--- Data shown ---
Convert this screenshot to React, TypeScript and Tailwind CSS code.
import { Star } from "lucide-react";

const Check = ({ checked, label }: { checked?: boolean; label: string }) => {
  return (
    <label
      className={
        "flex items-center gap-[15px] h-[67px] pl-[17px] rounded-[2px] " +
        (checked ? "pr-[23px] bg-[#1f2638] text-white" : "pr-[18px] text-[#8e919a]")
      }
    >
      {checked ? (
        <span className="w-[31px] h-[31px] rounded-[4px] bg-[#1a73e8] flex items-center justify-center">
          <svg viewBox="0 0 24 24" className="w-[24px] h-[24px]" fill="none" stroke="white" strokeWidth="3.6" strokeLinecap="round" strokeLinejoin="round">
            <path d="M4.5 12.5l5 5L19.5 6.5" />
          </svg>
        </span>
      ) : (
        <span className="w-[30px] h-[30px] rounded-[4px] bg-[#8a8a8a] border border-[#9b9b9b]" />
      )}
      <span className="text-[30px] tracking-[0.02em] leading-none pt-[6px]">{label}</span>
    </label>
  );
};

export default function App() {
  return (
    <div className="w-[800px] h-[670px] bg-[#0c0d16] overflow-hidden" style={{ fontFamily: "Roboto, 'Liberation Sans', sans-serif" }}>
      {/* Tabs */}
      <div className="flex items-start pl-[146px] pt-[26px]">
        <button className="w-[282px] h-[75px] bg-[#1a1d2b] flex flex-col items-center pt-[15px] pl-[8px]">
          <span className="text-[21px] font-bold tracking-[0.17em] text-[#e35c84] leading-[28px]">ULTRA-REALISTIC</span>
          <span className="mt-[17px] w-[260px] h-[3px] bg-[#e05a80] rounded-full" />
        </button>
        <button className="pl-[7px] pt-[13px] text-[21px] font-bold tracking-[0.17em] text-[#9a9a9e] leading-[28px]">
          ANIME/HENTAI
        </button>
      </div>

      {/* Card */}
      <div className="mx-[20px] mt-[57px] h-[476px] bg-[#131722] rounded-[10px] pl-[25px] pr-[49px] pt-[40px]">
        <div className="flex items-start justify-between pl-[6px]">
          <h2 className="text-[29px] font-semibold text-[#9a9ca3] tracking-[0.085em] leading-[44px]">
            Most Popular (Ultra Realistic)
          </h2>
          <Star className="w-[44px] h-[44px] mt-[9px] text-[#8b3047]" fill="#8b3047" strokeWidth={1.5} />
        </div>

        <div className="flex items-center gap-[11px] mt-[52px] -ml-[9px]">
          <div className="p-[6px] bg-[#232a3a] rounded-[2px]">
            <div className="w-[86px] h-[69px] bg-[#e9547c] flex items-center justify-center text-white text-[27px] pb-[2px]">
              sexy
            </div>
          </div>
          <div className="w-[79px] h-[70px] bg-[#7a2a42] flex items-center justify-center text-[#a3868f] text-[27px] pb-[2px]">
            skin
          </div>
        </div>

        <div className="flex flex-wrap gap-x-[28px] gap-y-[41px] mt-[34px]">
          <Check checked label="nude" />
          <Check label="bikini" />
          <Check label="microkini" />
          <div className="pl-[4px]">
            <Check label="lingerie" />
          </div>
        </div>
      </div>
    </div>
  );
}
---
- Problem description -
Retype the data in full and match it exactly.

- Solution for this task -
Convert this screenshot to React, TypeScript and Tailwind CSS code.
import { Star } from "lucide-react";

const Check = ({ checked, label }: { checked?: boolean; label: string }) => {
  return (
    <label
      className={
        "flex items-center gap-[15px] h-[67px] pl-[17px] rounded-[2px] " +
        (checked ? "pr-[23px] bg-[#1f2638] text-white" : "pr-[18px] text-[#8e919a]")
      }
    >
      {checked ? (
        <span className="w-[31px] h-[31px] rounded-[4px] bg-[#1a73e8] flex items-center justify-center">
          <svg viewBox="0 0 24 24" className="w-[24px] h-[24px]" fill="none" stroke="white" strokeWidth="3.6" strokeLinecap="round" strokeLinejoin="round">
            <path d="M4.5 12.5l5 5L19.5 6.5" />
          </svg>
        </span>
      ) : (
        <span className="w-[30px] h-[30px] rounded-[4px] bg-[#8a8a8a] border border-[#9b9b9b]" />
      )}
      <span className="text-[30px] tracking-[0.02em] leading-none pt-[6px]">{label}</span>
    </label>
  );
};

export default function App() {
  return (
    <div className="w-[800px] h-[670px] bg-[#0c0d16] overflow-hidden" style={{ fontFamily: "Roboto, 'Liberation Sans', sans-serif" }}>
      {/* Tabs */}
      <div className="flex items-start pl-[146px] pt-[26px]">
        <button className="w-[282px] h-[75px] bg-[#1a1d2b] flex flex-col items-center pt-[15px] pl-[8px]">
          <span className="text-[21px] font-bold tracking-[0.17em] text-[#e35c84] leading-[28px]">ULTRA-REALISTIC</span>
          <span className="mt-[17px] w-[260px] h-[3px] bg-[#e05a80] rounded-full" />
        </button>
        <button className="pl-[7px] pt-[13px] text-[21px] font-bold tracking-[0.17em] text-[#9a9a9e] leading-[28px]">
          ANIME/HENTAI
        </button>
      </div>

      {/* Card */}
      <div className="mx-[20px] mt-[57px] h-[476px] bg-[#131722] rounded-[10px] pl-[25px] pr-[49px] pt-[40px]">
        <div className="flex items-start justify-between pl-[6px]">
          <h2 className="text-[29px] font-semibold text-[#9a9ca3] tracking-[0.085em] leading-[44px]">
            Most Popular (Ultra Realistic)
          </h2>
          <Star className="w-[44px] h-[44px] mt-[9px] text-[#8b3047]" fill="#8b3047" strokeWidth={1.5} />
        </div>

        <div className="flex items-center gap-[11px] mt-[52px] -ml-[9px]">
          <div className="p-[6px] bg-[#232a3a] rounded-[2px]">
            <div className="w-[86px] h-[69px] bg-[#e9547c] flex items-center justify-center text-white text-[27px] pb-[2px]">
              sexy
            </div>
          </div>
          <div className="w-[79px] h-[70px] bg-[#7a2a42] flex items-center justify-center text-[#a3868f] text-[27px] pb-[2px]">
            skin
          </div>
        </div>

        <div className="flex flex-wrap gap-x-[28px] gap-y-[41px] mt-[34px]">
          <Check checked label="nude" />
          <Check label="bikini" />
          <Check label="microkini" />
          <div className="pl-[4px]">
            <Check label="lingerie" />
          </div>
        </div>
      </div>
    </div>
  );
}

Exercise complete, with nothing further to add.